Suddenly, the horses were back and we had Jenny, who was also an animal-lover, reading horse books, whinnying, naying, galloping, cantering and jumping the hedges with us. I was pleased by the fact that she was more like me, a stocky quarter-horse, when it came to physical pursuits and that she also often failed to clear the hedge. But of course, when it came to intellectual pursuits, both she and Darla ran circles around me. The horse stories she wrote were mature and well-crafted for her age and she was good at telling them and a funny and dramatic actress, as well as being girly-girl romantic, which I found “mushy”. Like Darla she was also better than I was at board games and when we had Monopoly marathons at her house or ours in rainy or snowy weather, she and my sister always ended up cleaning me out and owning everything on the board.
But the nice thing was that Jenny was close enough to my age that she wasn’t just Darla’s friend, but mine too, which meant we often played together when Darla was busy with her older friends. And, we had friends in common – notably, my dear friend Martha, from my days on Pine Street. Martha’s grandparents lived just across the alley from Jenny’s house. So whenever Martha came for a weekend or summer visit, the three of us played together.
On one such day, the three of us were acting out a “free version” of Poe’s The Raven. This will sound crazy to the Internet generation but just imagine (what?) Dungeons and Dragons, or whatever, before the existence of the PC. Scripted play, is the best description I can think of. Anyway, as the eldest and most dramatic of the three of us, Jenny was directing the game. She was the wife, I was the husband and Martha was our daughter (which was a little comical, since Martha was head and shoulders taller than Jenny). In Jenny’s plot, I was the writer who would come home from a hard day at the office, retire to my study and proceed to be badgered by the pesky bird and its persistent “Nevermore!” (quoth the raven).

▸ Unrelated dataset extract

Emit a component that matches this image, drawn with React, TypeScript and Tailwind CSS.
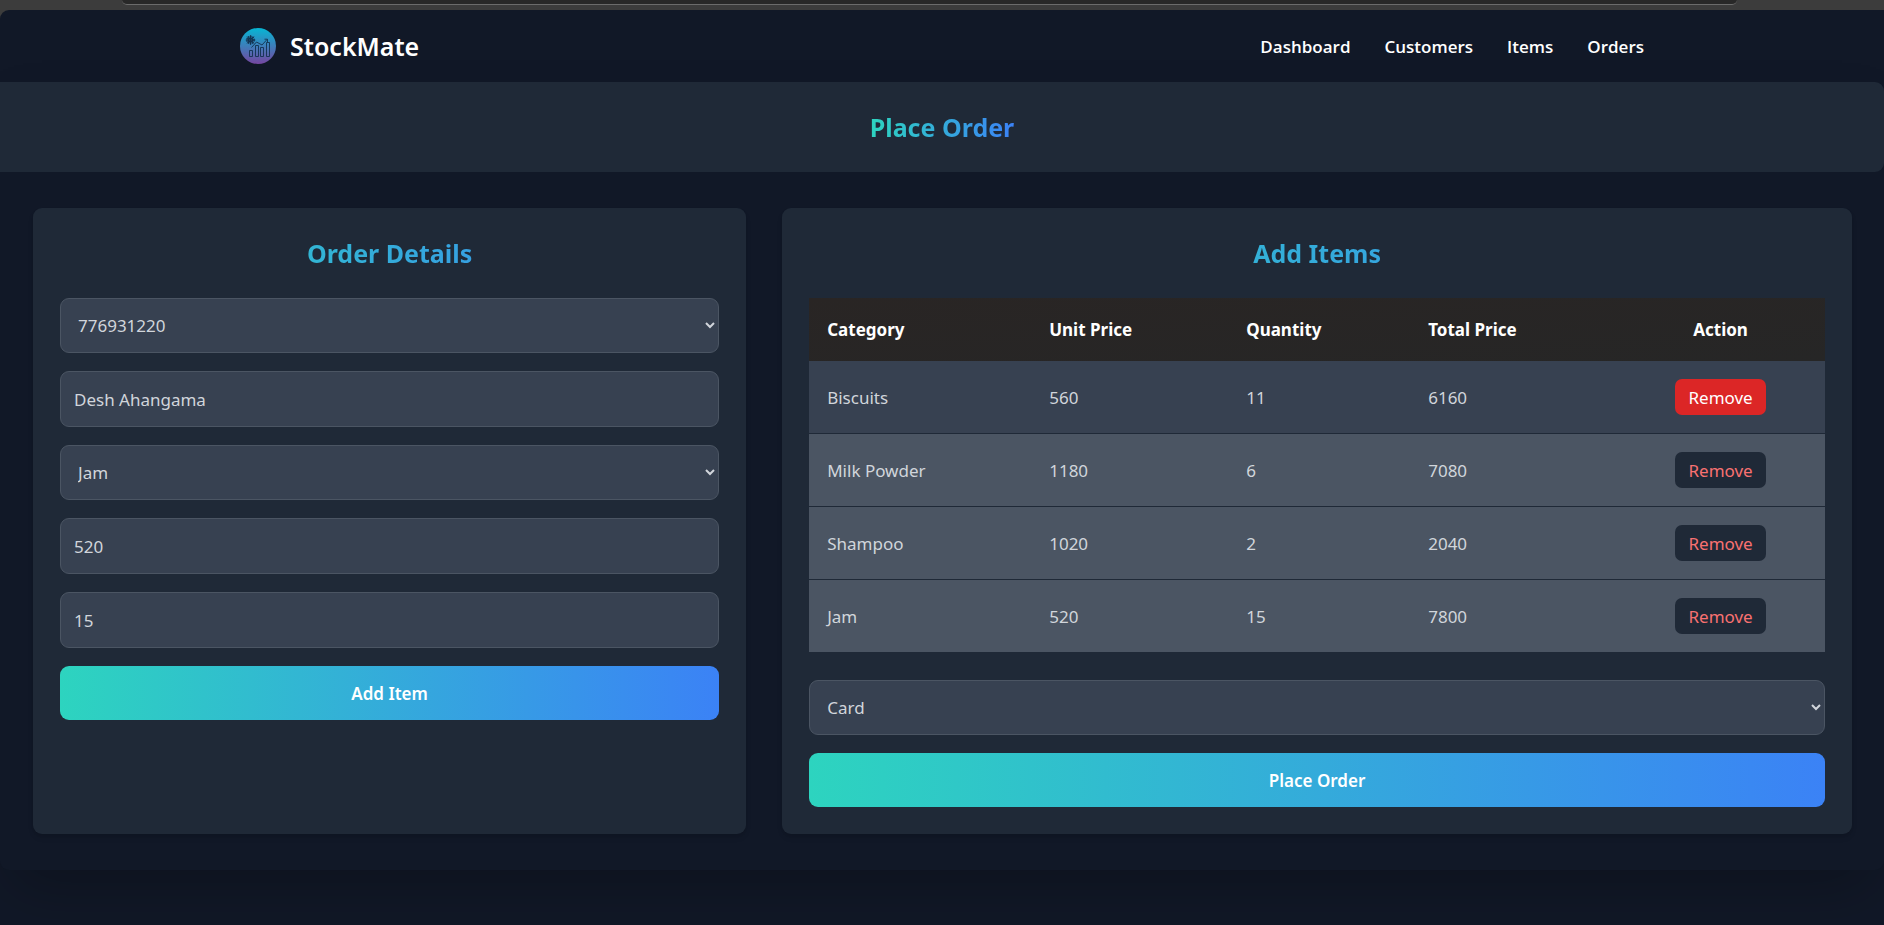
import { useState } from "react";

type OrderLine = { name: string; price: number; quantity: number };

const initialLines: OrderLine[] = [
  { name: "Biscuits", price: 560, quantity: 11 },
  { name: "Milk Powder", price: 1180, quantity: 6 },
  { name: "Shampoo", price: 1020, quantity: 2 },
  { name: "Jam", price: 520, quantity: 15 },
];

const fieldClass =
  "w-full rounded-[9px] border border-[#4b5563] bg-[#374151] px-[13px] text-[#d1d5db] outline-none";
const headingClass =
  "mb-[27px] bg-linear-to-r from-[#2dd4bf] to-[#3b82f6] bg-clip-text text-center text-[25px] leading-[36px] font-bold text-transparent [--tw-gradient-position:to_right]";
const submitClass =
  "h-[54px] w-full rounded-[9px] bg-linear-to-r from-[#2dd4bf] to-[#3b82f6] font-semibold text-white [--tw-gradient-position:to_right]";

function Logo() {
  return (
    <svg viewBox="0 0 36 36" className="size-9" aria-hidden="true">
      <defs>
        <linearGradient id="logo-fill" x1="0" y1="0" x2="0" y2="1">
          <stop offset="0" stopColor="#06b6d4" />
          <stop offset="1" stopColor="#7546a0" />
        </linearGradient>
      </defs>
      <circle cx="18" cy="18" r="18" fill="url(#logo-fill)" />
      <g fill="none" stroke="#133250" strokeWidth="0.9">
        <circle cx="10.5" cy="12" r="3.6" strokeWidth="1.5" strokeDasharray="1.6 0.7" />
        <circle cx="10.5" cy="12" r="2" strokeWidth="1.4" />
        <path d="M10.5 7.2v9.6M5.7 12h9.6M7.1 8.6l6.8 6.8M13.9 8.6l-6.8 6.8" strokeWidth="0.9" />
        <path d="M11.5 19.5l5-5.5 5.5 3 5-5.5M24.5 11.2h3v3" />
        <path d="M9.5 22.5h3v6h-3zM15.5 17.5h3v11h-3zM20.5 19.5h3v9h-3zM26.5 14.5h3v14h-3z" />
      </g>
    </svg>
  );
}

export default function App() {
  const [lines, setLines] = useState(initialLines);
  return (
    <div className="flex min-h-screen flex-col bg-[#111827] font-['Noto_Sans','Open_Sans',sans-serif] text-[17px] leading-[27px]">
      <div className="h-[10px] shrink-0 bg-[#3c3c3c] pr-[147px] pl-[122px]">
        <div className="h-[5px] rounded-b-[14px] border-b border-[#6b6b6b] bg-[#282828]" />
      </div>
      <div className="flex flex-1 flex-col bg-[#3c3c3c]">
        <div className="flex-1 overflow-hidden rounded-tl-[9px] bg-[#111827]">
          <header className="h-[72px]">
            <div className="mx-auto flex h-full max-w-[1440px] items-center justify-between px-[18px]">
              <a href="#home" className="flex items-center gap-[14px]">
                <Logo />
                <span className="text-[25px] leading-[36px] font-semibold text-white">StockMate</span>
              </a>
              <nav className="flex gap-[34px] font-['Open_Sans','Noto_Sans',sans-serif] font-semibold text-white">
                <a href="#dashboard">Dashboard</a>
                <a href="#customers">Customers</a>
                <a href="#items">Items</a>
                <a href="#orders">Orders</a>
              </nav>
            </div>
          </header>

          <main className="rounded-[9px] bg-[#111827] shadow-[0_28px_56px_-14px_rgba(0,0,0,0.25)]">
            <div className="flex justify-center rounded-r-[9px] bg-[#1f2937] py-[27px]">
              <h1 className="bg-linear-to-r from-[#2dd4bf] to-[#3b82f6] bg-clip-text text-[25px] leading-[36px] font-bold text-transparent [--tw-gradient-position:to_right]">
                Place Order
              </h1>
            </div>

            <div className="grid grid-cols-[2fr_3fr] gap-9 py-9 pr-[32px] pl-[33px]">
              <section className="min-w-0 rounded-[9px] bg-[#1f2937] p-[27px] shadow-md">
                <h2 className={headingClass}>Order Details</h2>
                <form className="flex flex-col gap-[18px]" onSubmit={(e) => e.preventDefault()}>
                  <select aria-label="Customer phone" className={`${fieldClass} h-[55px]`}>
                    <option>776931220</option>
                  </select>
                  <input aria-label="Customer name" className={`${fieldClass} h-[56px]`} defaultValue="Desh Ahangama" />
                  <select aria-label="Item" className={`${fieldClass} h-[55px]`} defaultValue="Jam">
                    <option>Jam</option>
                    <option>Shampoo</option>
                    <option>Milk Powder</option>
                    <option>Biscuits</option>
                  </select>
                  <input aria-label="Unit price" className={`${fieldClass} h-[56px]`} defaultValue="520" />
                  <input aria-label="Quantity" className={`${fieldClass} h-[56px]`} defaultValue="15" />
                  <button type="submit" className={submitClass}>
                    Add Item
                  </button>
                </form>
              </section>

              <section className="min-w-0 rounded-[9px] bg-[#1f2937] p-[27px] shadow-md">
                <h2 className={headingClass}>Add Items</h2>
                <table className="mb-[28px] w-full table-fixed border-separate border-spacing-0 text-left text-[#d1d5db]">
                  <colgroup>
                    <col className="w-[222px]" />
                    <col className="w-[197px]" />
                    <col className="w-[182px]" />
                    <col className="w-[206px]" />
                    <col />
                  </colgroup>
                  <thead className="bg-linear-to-br from-[#292524] to-[#262626] text-white">
                    <tr className="h-[63px]">
                      <th className="px-[18px] font-bold">Category</th>
                      <th className="px-[18px] font-bold">Unit Price</th>
                      <th className="px-[18px] font-bold">Quantity</th>
                      <th className="px-[18px] font-bold">Total Price</th>
                      <th className="px-[18px] text-center font-bold">Action</th>
                    </tr>
                  </thead>
                  <tbody>
                    {lines.map((line, i) => (
                      <tr
                        key={line.name}
                        className={`h-[73px] last:h-[72px] last:*:border-b-0 *:border-b *:border-[#1f2937] *:px-[18px] ${
                          i === 0 ? "bg-[#374151]" : "bg-[#4b5563]"
                        }`}
                      >
                        <td>{line.name}</td>
                        <td>{line.price}</td>
                        <td>{line.quantity}</td>
                        <td>{line.price * line.quantity}</td>
                        <td>
                          <button
                            type="button"
                            onClick={() => setLines(lines.filter((l) => l.name !== line.name))}
                            className={`mx-auto block h-9 rounded-[7px] px-[13px] ${
                              i === 0 ? "bg-[#dc2626] text-white" : "bg-[#1f2937] text-[#f87171]"
                            }`}
                          >
                            Remove
                          </button>
                        </td>
                      </tr>
                    ))}
                  </tbody>
                </table>
                <div className="flex flex-col gap-[18px]">
                  <select aria-label="Payment method" className={`${fieldClass} h-[55px]`} defaultValue="Card">
                    <option>Card</option>
                    <option>Cash</option>
                  </select>
                  <button type="button" className={submitClass}>
                    Place Order
                  </button>
                </div>
              </section>
            </div>
          </main>
        </div>
      </div>
    </div>
  );
}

Caption: Drawing of The Raven by E. Manet.
I don’t recall the details, except that we were playing alone and unsupervised in Martha’s granddad’s shed, which featured a little room attached to the garage with windows and a chair and table in it and that this was to be my study. And whenever anybody knocked there was always the possibility that it might be the raven – which, we were all bright and literate enough to know, represented death. But then again, not always. Sometimes it was my “daughter” dropping by to say hello and other times it was my loving “wife”, who tried her best to convince me not to trouble myself over a stupid blackbird.
Anyway, to make a long story short, at some point “suddenly there came a tapping / as of some one gently rapping, rapping at my chamber door…” and when I flung open the door hoping to get the jump on the raven, it wasn’t the flighty bird at all, but Jenny. And to my utter amazement she cried, “Oh darling, I’m so glad to see you’re home!” And with that, she threw her soft freckled arms around my neck and kissed me full on the mouth. It was the first time a girl had ever kissed me and I was speechless. Fast on her feet, if blushing a little at her own boldness, Jenny gave me a hug and said, “Hurry up and wash your hands, dear. Dinner’s on the table.” I just stood there dumbly, feeling her kiss still stinging like a singularly pleasant brand on my lips. It was a chilly autumn day and I would recall the cool, wet, little-girl pucker for weeks to come. Suddenly, things were different. We still played like always, the two of us with Darla or Martha, and everything seemed normal. Nor did Jenny ever kiss me again – and I was far too shy to kiss her. But for the weeks and months from then until my family packed up and moved once more, I had a secret crush on Jenny that made me blush every time my sister mentioned her name.
A couple of years ago, I found an entry in Wikipedia for Wapakoneta and, out of curiosity, decided to read it. It was no surprise to me that it described my town as “the birthplace of Neil Armstrong, the first man to set foot on the moon” and of“Oscar-winning screenwriter Dudley Nichols”, but I was darned if I had ever heard of another famous Wapakoneta resident, best-selling romance novelist “Jennifer Crusie”, who was also mentioned there. When I looked the writer up, I was pleasantly surprised to find that the pseudonym was Jenny’s – ‘our’ Jenny’s – and that in the romance genre (of which I had never been an avid reader) she was a very big name indeed, with over a dozen bestsellers.
Back then, I kind of thought Jenny, Darla, Martha and I would be friends forever, but one day Dad read the fuel and electric bills, said “this sonuvabitch is too expensive to heat” and the die was cast. The house on West Auglaize on which our mother had put in three years of creativity and effort painting and remodeling and making it beautiful, was placed on the market and quickly sold. So it was off to a new neighborhood, off to high school for Darla, and off to junior high for Jenny, who was suddenly an adolescent. Martha and I would be “little kids” for a year or so more, and that was long enough for my path to branch off from Jenny’s forever.